Short task -
Omit all images, then return the remaining material exactly as it stands.
++++
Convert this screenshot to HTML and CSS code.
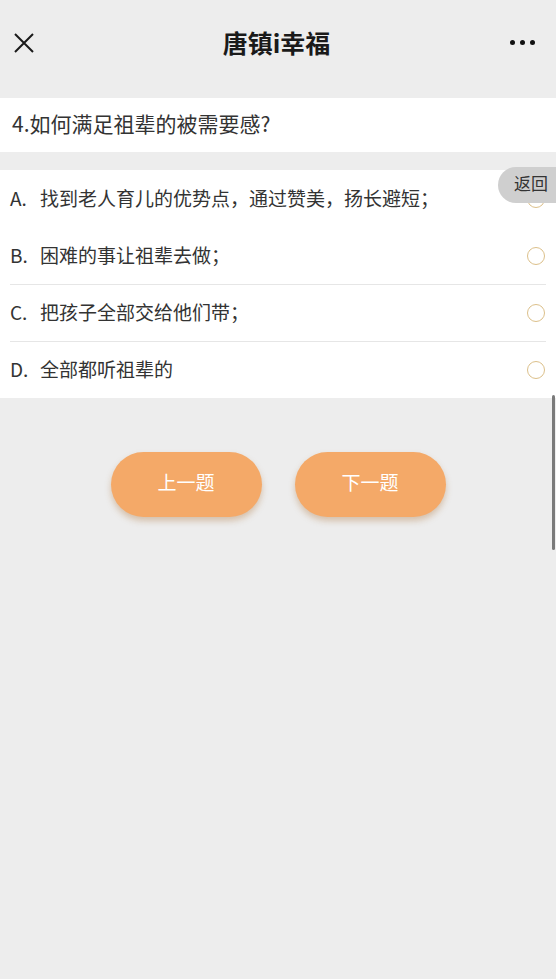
FILE: index.html
```html
<!DOCTYPE html>
<html lang="zh-CN">
<head>
  <meta charset="UTF-8">
  <meta name="viewport" content="width=device-width, initial-scale=1.0">
  <title>唐镇i幸福</title>
  <link rel="stylesheet" href="styles.css">
</head>
<body>
  <div class="page">
    <header class="nav-bar">
      <span class="nav-close">
        <svg width="22" height="22" viewBox="0 0 22 22">
          <path d="M2 2 L20 20 M20 2 L2 20" stroke="#1a1a1a" stroke-width="2" fill="none"/>
        </svg>
      </span>
      <h1 class="nav-title">唐镇i幸福</h1>
      <span class="nav-more">
        <i></i><i></i><i></i>
      </span>
    </header>

    <div class="question">4.如何满足祖辈的被需要感?</div>

    <div class="options">
      <label class="option">
        <span class="option-key">A.</span>
        <span class="option-text">找到老人育儿的优势点，通过赞美，扬长避短；</span>
        <span class="radio"></span>
      </label>
      <label class="option">
        <span class="option-key">B.</span>
        <span class="option-text">困难的事让祖辈去做；</span>
        <span class="radio"></span>
      </label>
      <label class="option">
        <span class="option-key">C.</span>
        <span class="option-text">把孩子全部交给他们带；</span>
        <span class="radio"></span>
      </label>
      <label class="option">
        <span class="option-key">D.</span>
        <span class="option-text">全部都听祖辈的</span>
        <span class="radio"></span>
      </label>
      <a href="#" class="back-tab">返回</a>
    </div>

    <div class="actions">
      <button class="btn">上一题</button>
      <button class="btn">下一题</button>
    </div>

    <div class="scroll-thumb"></div>
  </div>
</body>
</html>
```

FILE: styles.css
```css
* {
  margin: 0;
  padding: 0;
  box-sizing: border-box;
}

body {
  font-family: "Noto Sans CJK SC", "Noto Sans", sans-serif;
  background: #ededed;
  color: #333;
}

.page {
  position: relative;
  min-height: 979px;
  background: #ededed;
}

.nav-bar {
  height: 98px;
  display: flex;
  align-items: flex-start;
  justify-content: space-between;
  padding: 26px 21px 0 13px;
}

.nav-close {
  display: flex;
  width: 22px;
  height: 22px;
  margin-top: 6px;
}

.nav-title {
  font-size: 25px;
  font-weight: 700;
  color: #1a1a1a;
  line-height: 32px;
  margin-left: 8px;
}

.nav-more {
  display: flex;
  gap: 5px;
  margin-top: 14px;
}

.nav-more i {
  width: 5px;
  height: 5px;
  border-radius: 50%;
  background: #111;
}

.question {
  background: #fff;
  height: 54px;
  padding: 0 12px;
  font-size: 21px;
  line-height: 50px;
  color: #333;
}

.options {
  position: relative;
  background: #fff;
  margin-top: 18px;
  padding: 0 10px;
}

.option {
  display: flex;
  align-items: center;
  height: 57px;
  border-top: 1px solid #e6e6e6;
  font-size: 19px;
  color: #333;
  padding-bottom: 3px;
}

.option:first-child,
.option:nth-child(2) {
  border-top: none;
}

.option-key {
  width: 30px;
}

.option-text {
  flex: 1;
}

.radio {
  width: 18px;
  height: 18px;
  border: 1.5px solid #dcc08a;
  border-radius: 50%;
  margin-right: 1px;
  margin-top: 3px;
}

.back-tab {
  position: absolute;
  top: -3px;
  right: 0;
  width: 58px;
  height: 36px;
  border-radius: 18px 0 0 18px;
  background: #cfcfcf;
  color: #333;
  font-size: 17px;
  line-height: 32px;
  text-align: right;
  padding-right: 8px;
  text-decoration: none;
}

.actions {
  display: flex;
  justify-content: center;
  gap: 33px;
  margin-top: 54px;
}

.btn {
  width: 151px;
  height: 65px;
  border: none;
  border-radius: 33px;
  background: #f4a968;
  color: #fff;
  font-family: inherit;
  font-size: 19px;
  padding-bottom: 6px;
  box-shadow: 0 4px 6px rgba(170, 110, 50, 0.35);
  cursor: pointer;
}

.scroll-thumb {
  position: absolute;
  top: 395px;
  right: 1px;
  width: 3px;
  height: 155px;
  border-radius: 2px;
  background: #7a7a7a;
}
```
++++
Written reply -
Convert this screenshot to HTML and CSS code.
FILE: index.html
```html
<!DOCTYPE html>
<html lang="zh-CN">
<head>
  <meta charset="UTF-8">
  <meta name="viewport" content="width=device-width, initial-scale=1.0">
  <title>唐镇i幸福</title>
  <link rel="stylesheet" href="styles.css">
</head>
<body>
  <div class="page">
    <header class="nav-bar">
      <span class="nav-close">
        <svg width="22" height="22" viewBox="0 0 22 22">
          <path d="M2 2 L20 20 M20 2 L2 20" stroke="#1a1a1a" stroke-width="2" fill="none"/>
        </svg>
      </span>
      <h1 class="nav-title">唐镇i幸福</h1>
      <span class="nav-more">
        <i></i><i></i><i></i>
      </span>
    </header>

    <div class="question">4.如何满足祖辈的被需要感?</div>

    <div class="options">
      <label class="option">
        <span class="option-key">A.</span>
        <span class="option-text">找到老人育儿的优势点，通过赞美，扬长避短；</span>
        <span class="radio"></span>
      </label>
      <label class="option">
        <span class="option-key">B.</span>
        <span class="option-text">困难的事让祖辈去做；</span>
        <span class="radio"></span>
      </label>
      <label class="option">
        <span class="option-key">C.</span>
        <span class="option-text">把孩子全部交给他们带；</span>
        <span class="radio"></span>
      </label>
      <label class="option">
        <span class="option-key">D.</span>
        <span class="option-text">全部都听祖辈的</span>
        <span class="radio"></span>
      </label>
      <a href="#" class="back-tab">返回</a>
    </div>

    <div class="actions">
      <button class="btn">上一题</button>
      <button class="btn">下一题</button>
    </div>

    <div class="scroll-thumb"></div>
  </div>
</body>
</html>
```

FILE: styles.css
```css
* {
  margin: 0;
  padding: 0;
  box-sizing: border-box;
}

body {
  font-family: "Noto Sans CJK SC", "Noto Sans", sans-serif;
  background: #ededed;
  color: #333;
}

.page {
  position: relative;
  min-height: 979px;
  background: #ededed;
}

.nav-bar {
  height: 98px;
  display: flex;
  align-items: flex-start;
  justify-content: space-between;
  padding: 26px 21px 0 13px;
}

.nav-close {
  display: flex;
  width: 22px;
  height: 22px;
  margin-top: 6px;
}

.nav-title {
  font-size: 25px;
  font-weight: 700;
  color: #1a1a1a;
  line-height: 32px;
  margin-left: 8px;
}

.nav-more {
  display: flex;
  gap: 5px;
  margin-top: 14px;
}

.nav-more i {
  width: 5px;
  height: 5px;
  border-radius: 50%;
  background: #111;
}

.question {
  background: #fff;
  height: 54px;
  padding: 0 12px;
  font-size: 21px;
  line-height: 50px;
  color: #333;
}

.options {
  position: relative;
  background: #fff;
  margin-top: 18px;
  padding: 0 10px;
}

.option {
  display: flex;
  align-items: center;
  height: 57px;
  border-top: 1px solid #e6e6e6;
  font-size: 19px;
  color: #333;
  padding-bottom: 3px;
}

.option:first-child,
.option:nth-child(2) {
  border-top: none;
}

.option-key {
  width: 30px;
}

.option-text {
  flex: 1;
}

.radio {
  width: 18px;
  height: 18px;
  border: 1.5px solid #dcc08a;
  border-radius: 50%;
  margin-right: 1px;
  margin-top: 3px;
}

.back-tab {
  position: absolute;
  top: -3px;
  right: 0;
  width: 58px;
  height: 36px;
  border-radius: 18px 0 0 18px;
  background: #cfcfcf;
  color: #333;
  font-size: 17px;
  line-height: 32px;
  text-align: right;
  padding-right: 8px;
  text-decoration: none;
}

.actions {
  display: flex;
  justify-content: center;
  gap: 33px;
  margin-top: 54px;
}

.btn {
  width: 151px;
  height: 65px;
  border: none;
  border-radius: 33px;
  background: #f4a968;
  color: #fff;
  font-family: inherit;
  font-size: 19px;
  padding-bottom: 6px;
  box-shadow: 0 4px 6px rgba(170, 110, 50, 0.35);
  cursor: pointer;
}

.scroll-thumb {
  position: absolute;
  top: 395px;
  right: 1px;
  width: 3px;
  height: 155px;
  border-radius: 2px;
  background: #7a7a7a;
}
```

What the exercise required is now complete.